===== Data listing =====

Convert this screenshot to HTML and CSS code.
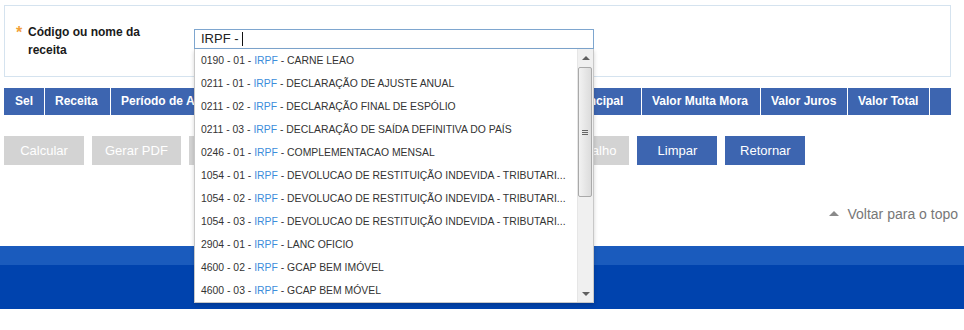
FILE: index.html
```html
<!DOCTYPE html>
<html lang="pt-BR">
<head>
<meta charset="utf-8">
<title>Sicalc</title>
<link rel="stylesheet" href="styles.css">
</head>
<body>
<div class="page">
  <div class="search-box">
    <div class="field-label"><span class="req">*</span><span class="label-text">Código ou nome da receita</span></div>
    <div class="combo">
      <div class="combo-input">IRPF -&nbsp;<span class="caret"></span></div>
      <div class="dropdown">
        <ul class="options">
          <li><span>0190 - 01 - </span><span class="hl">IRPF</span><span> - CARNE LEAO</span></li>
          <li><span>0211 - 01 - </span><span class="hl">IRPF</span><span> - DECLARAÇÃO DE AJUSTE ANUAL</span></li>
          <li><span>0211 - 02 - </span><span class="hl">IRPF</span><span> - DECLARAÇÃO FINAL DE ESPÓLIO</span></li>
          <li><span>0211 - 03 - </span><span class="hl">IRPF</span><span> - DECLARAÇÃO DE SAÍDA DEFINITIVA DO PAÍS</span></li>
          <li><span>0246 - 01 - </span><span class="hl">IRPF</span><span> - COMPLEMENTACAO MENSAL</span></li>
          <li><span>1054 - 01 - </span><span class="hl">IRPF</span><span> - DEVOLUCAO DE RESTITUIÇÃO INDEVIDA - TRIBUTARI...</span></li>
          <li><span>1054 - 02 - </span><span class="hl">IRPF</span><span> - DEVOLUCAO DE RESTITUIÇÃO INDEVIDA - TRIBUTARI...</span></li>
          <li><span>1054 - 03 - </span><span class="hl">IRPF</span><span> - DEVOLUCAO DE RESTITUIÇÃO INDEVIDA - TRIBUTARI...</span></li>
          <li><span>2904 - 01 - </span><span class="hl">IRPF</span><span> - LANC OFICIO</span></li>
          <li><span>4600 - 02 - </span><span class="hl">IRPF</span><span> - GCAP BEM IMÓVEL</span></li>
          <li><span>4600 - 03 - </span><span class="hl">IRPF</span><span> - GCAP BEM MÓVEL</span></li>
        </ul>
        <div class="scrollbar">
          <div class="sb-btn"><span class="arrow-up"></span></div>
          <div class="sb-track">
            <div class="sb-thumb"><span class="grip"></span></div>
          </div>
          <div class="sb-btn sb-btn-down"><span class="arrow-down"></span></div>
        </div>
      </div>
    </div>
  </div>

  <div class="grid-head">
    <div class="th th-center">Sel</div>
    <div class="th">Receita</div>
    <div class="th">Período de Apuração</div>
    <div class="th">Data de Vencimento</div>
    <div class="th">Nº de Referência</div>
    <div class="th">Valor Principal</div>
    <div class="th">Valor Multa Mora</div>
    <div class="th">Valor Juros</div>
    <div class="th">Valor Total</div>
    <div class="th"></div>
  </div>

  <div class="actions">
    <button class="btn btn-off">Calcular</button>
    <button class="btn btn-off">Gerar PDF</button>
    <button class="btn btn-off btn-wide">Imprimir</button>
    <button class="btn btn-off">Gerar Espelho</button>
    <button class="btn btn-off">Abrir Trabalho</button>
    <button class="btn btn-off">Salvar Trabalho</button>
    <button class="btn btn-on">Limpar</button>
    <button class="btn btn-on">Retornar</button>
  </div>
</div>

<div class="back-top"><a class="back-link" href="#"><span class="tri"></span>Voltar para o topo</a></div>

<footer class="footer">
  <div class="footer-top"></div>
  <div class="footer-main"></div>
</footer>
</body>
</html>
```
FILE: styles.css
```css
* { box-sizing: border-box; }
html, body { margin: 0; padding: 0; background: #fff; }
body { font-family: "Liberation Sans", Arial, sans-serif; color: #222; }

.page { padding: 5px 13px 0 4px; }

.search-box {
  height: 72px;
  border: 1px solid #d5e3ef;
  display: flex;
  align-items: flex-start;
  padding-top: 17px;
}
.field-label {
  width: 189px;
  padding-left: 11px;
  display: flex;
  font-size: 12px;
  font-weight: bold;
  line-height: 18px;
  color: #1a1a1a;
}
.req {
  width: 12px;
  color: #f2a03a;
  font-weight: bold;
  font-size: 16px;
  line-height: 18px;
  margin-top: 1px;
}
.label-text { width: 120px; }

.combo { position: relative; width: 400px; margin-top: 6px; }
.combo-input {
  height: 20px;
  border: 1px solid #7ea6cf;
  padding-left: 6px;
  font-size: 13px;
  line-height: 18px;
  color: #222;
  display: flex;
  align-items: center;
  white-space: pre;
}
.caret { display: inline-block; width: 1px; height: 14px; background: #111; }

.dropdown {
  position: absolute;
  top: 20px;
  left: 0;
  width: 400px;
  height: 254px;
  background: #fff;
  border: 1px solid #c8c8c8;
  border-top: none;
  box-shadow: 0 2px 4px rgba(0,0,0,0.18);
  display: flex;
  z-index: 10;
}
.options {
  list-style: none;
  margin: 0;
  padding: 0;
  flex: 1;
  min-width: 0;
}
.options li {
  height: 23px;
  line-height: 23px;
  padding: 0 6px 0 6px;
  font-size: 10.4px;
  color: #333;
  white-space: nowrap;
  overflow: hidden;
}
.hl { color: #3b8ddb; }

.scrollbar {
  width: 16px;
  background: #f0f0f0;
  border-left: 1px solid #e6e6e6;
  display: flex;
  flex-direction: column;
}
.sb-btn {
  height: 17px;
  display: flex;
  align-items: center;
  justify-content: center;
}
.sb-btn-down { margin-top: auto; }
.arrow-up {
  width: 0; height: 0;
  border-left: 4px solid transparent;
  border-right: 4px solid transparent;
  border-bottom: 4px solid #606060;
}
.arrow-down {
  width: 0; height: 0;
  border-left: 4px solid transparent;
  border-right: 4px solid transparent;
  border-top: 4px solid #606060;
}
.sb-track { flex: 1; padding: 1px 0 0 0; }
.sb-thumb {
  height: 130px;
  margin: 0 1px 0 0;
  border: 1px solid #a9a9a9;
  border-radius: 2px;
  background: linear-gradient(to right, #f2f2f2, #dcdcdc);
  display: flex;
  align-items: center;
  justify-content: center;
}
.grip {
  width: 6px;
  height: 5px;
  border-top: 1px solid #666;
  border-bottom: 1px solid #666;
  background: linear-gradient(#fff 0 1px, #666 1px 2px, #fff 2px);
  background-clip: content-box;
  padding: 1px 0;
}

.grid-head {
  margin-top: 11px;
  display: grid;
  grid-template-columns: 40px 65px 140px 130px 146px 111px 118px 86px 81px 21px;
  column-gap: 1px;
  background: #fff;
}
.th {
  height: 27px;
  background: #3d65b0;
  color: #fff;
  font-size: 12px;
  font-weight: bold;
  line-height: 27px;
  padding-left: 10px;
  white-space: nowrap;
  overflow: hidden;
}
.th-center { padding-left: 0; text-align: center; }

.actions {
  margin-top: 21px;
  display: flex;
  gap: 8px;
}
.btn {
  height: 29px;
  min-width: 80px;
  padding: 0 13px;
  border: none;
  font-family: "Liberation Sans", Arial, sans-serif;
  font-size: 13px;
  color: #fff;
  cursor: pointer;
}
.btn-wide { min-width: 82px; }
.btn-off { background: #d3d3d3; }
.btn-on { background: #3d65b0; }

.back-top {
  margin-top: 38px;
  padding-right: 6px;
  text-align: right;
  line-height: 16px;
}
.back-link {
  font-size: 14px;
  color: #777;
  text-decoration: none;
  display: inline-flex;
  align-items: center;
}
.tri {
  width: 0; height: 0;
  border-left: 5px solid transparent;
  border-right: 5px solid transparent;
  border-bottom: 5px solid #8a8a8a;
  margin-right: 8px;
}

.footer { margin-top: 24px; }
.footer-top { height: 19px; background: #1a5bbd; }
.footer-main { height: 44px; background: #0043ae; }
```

=====
===== Data listing =====

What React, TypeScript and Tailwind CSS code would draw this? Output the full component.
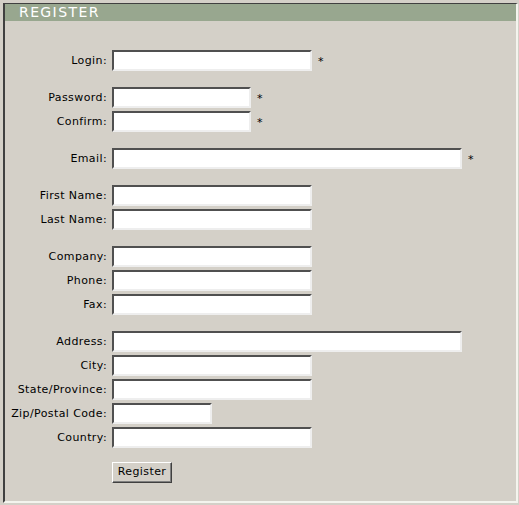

=====

→ **Aim**:
Isolate the lines that hold the word "this" and copy all of them.

→ **Response to the task**:
Convert this screenshot to HTML and CSS code.
What React, TypeScript and Tailwind CSS code would draw this? Output the full component.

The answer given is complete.